WHAT YOU SHOULD DO — In your copy, leave out the pictures; write out all the data exactly.

DATASET EXCERPT —
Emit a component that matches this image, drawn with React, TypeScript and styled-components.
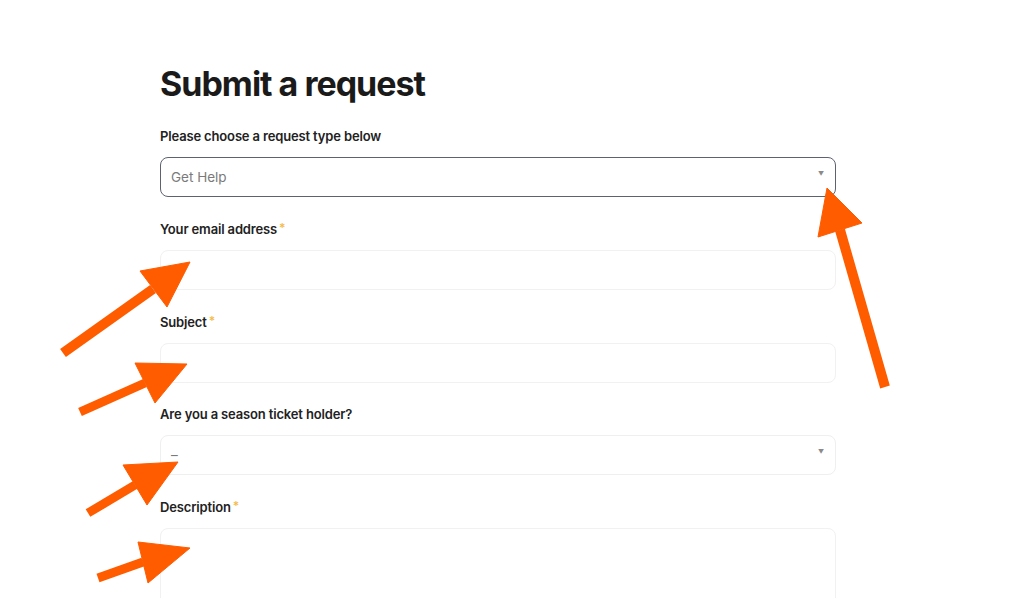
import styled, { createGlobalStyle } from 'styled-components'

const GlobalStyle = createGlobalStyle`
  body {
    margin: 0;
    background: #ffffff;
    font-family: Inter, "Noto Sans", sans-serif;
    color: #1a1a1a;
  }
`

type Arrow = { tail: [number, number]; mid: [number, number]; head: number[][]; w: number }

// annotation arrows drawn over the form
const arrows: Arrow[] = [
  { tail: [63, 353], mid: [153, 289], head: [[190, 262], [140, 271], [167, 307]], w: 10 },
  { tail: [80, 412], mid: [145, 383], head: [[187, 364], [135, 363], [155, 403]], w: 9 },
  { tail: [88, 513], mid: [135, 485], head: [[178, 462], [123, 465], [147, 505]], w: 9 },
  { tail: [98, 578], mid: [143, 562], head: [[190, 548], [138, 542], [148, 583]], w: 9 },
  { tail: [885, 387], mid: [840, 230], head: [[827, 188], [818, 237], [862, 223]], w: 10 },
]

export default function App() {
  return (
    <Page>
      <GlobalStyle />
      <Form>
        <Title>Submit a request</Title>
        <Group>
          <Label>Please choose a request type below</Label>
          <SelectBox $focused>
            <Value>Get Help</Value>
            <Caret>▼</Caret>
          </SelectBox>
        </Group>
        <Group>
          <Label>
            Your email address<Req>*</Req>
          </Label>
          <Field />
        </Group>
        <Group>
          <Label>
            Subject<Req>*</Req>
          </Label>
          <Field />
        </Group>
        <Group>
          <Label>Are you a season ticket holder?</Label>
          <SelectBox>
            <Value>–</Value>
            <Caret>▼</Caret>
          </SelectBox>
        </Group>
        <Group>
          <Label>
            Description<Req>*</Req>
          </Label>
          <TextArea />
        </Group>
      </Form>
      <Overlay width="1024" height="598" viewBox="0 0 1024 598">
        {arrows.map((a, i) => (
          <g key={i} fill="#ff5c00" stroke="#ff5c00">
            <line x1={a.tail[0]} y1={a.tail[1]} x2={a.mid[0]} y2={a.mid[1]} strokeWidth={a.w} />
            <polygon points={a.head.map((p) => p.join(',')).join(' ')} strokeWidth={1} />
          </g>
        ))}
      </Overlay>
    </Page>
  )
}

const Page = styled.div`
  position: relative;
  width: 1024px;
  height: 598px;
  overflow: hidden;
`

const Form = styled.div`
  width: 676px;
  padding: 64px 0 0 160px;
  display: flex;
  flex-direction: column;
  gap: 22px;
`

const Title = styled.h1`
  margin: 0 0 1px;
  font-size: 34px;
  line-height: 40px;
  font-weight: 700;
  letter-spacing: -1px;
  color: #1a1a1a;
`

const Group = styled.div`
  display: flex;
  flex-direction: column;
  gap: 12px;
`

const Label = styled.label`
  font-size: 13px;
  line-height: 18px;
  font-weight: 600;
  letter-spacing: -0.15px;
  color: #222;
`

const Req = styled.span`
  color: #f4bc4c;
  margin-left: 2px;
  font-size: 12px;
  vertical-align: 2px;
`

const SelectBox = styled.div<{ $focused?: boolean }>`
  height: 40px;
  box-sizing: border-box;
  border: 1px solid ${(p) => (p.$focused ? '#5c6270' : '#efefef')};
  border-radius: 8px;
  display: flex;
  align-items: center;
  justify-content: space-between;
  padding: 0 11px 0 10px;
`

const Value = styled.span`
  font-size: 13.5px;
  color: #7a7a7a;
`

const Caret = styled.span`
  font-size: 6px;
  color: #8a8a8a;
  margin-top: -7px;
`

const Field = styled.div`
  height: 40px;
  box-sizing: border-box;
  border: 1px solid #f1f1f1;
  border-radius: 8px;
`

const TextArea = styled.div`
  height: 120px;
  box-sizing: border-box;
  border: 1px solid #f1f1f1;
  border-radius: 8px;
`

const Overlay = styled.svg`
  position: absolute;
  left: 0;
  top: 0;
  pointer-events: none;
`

SOLUTION FOR THIS TASK —
Emit a component that matches this image, drawn with React, TypeScript and styled-components.
import styled, { createGlobalStyle } from 'styled-components'

const GlobalStyle = createGlobalStyle`
  body {
    margin: 0;
    background: #ffffff;
    font-family: Inter, "Noto Sans", sans-serif;
    color: #1a1a1a;
  }
`

type Arrow = { tail: [number, number]; mid: [number, number]; head: number[][]; w: number }

// annotation arrows drawn over the form
const arrows: Arrow[] = [
  { tail: [63, 353], mid: [153, 289], head: [[190, 262], [140, 271], [167, 307]], w: 10 },
  { tail: [80, 412], mid: [145, 383], head: [[187, 364], [135, 363], [155, 403]], w: 9 },
  { tail: [88, 513], mid: [135, 485], head: [[178, 462], [123, 465], [147, 505]], w: 9 },
  { tail: [98, 578], mid: [143, 562], head: [[190, 548], [138, 542], [148, 583]], w: 9 },
  { tail: [885, 387], mid: [840, 230], head: [[827, 188], [818, 237], [862, 223]], w: 10 },
]

export default function App() {
  return (
    <Page>
      <GlobalStyle />
      <Form>
        <Title>Submit a request</Title>
        <Group>
          <Label>Please choose a request type below</Label>
          <SelectBox $focused>
            <Value>Get Help</Value>
            <Caret>▼</Caret>
          </SelectBox>
        </Group>
        <Group>
          <Label>
            Your email address<Req>*</Req>
          </Label>
          <Field />
        </Group>
        <Group>
          <Label>
            Subject<Req>*</Req>
          </Label>
          <Field />
        </Group>
        <Group>
          <Label>Are you a season ticket holder?</Label>
          <SelectBox>
            <Value>–</Value>
            <Caret>▼</Caret>
          </SelectBox>
        </Group>
        <Group>
          <Label>
            Description<Req>*</Req>
          </Label>
          <TextArea />
        </Group>
      </Form>
      <Overlay width="1024" height="598" viewBox="0 0 1024 598">
        {arrows.map((a, i) => (
          <g key={i} fill="#ff5c00" stroke="#ff5c00">
            <line x1={a.tail[0]} y1={a.tail[1]} x2={a.mid[0]} y2={a.mid[1]} strokeWidth={a.w} />
            <polygon points={a.head.map((p) => p.join(',')).join(' ')} strokeWidth={1} />
          </g>
        ))}
      </Overlay>
    </Page>
  )
}

const Page = styled.div`
  position: relative;
  width: 1024px;
  height: 598px;
  overflow: hidden;
`

const Form = styled.div`
  width: 676px;
  padding: 64px 0 0 160px;
  display: flex;
  flex-direction: column;
  gap: 22px;
`

const Title = styled.h1`
  margin: 0 0 1px;
  font-size: 34px;
  line-height: 40px;
  font-weight: 700;
  letter-spacing: -1px;
  color: #1a1a1a;
`

const Group = styled.div`
  display: flex;
  flex-direction: column;
  gap: 12px;
`

const Label = styled.label`
  font-size: 13px;
  line-height: 18px;
  font-weight: 600;
  letter-spacing: -0.15px;
  color: #222;
`

const Req = styled.span`
  color: #f4bc4c;
  margin-left: 2px;
  font-size: 12px;
  vertical-align: 2px;
`

const SelectBox = styled.div<{ $focused?: boolean }>`
  height: 40px;
  box-sizing: border-box;
  border: 1px solid ${(p) => (p.$focused ? '#5c6270' : '#efefef')};
  border-radius: 8px;
  display: flex;
  align-items: center;
  justify-content: space-between;
  padding: 0 11px 0 10px;
`

const Value = styled.span`
  font-size: 13.5px;
  color: #7a7a7a;
`

const Caret = styled.span`
  font-size: 6px;
  color: #8a8a8a;
  margin-top: -7px;
`

const Field = styled.div`
  height: 40px;
  box-sizing: border-box;
  border: 1px solid #f1f1f1;
  border-radius: 8px;
`

const TextArea = styled.div`
  height: 120px;
  box-sizing: border-box;
  border: 1px solid #f1f1f1;
  border-radius: 8px;
`

const Overlay = styled.svg`
  position: absolute;
  left: 0;
  top: 0;
  pointer-events: none;
`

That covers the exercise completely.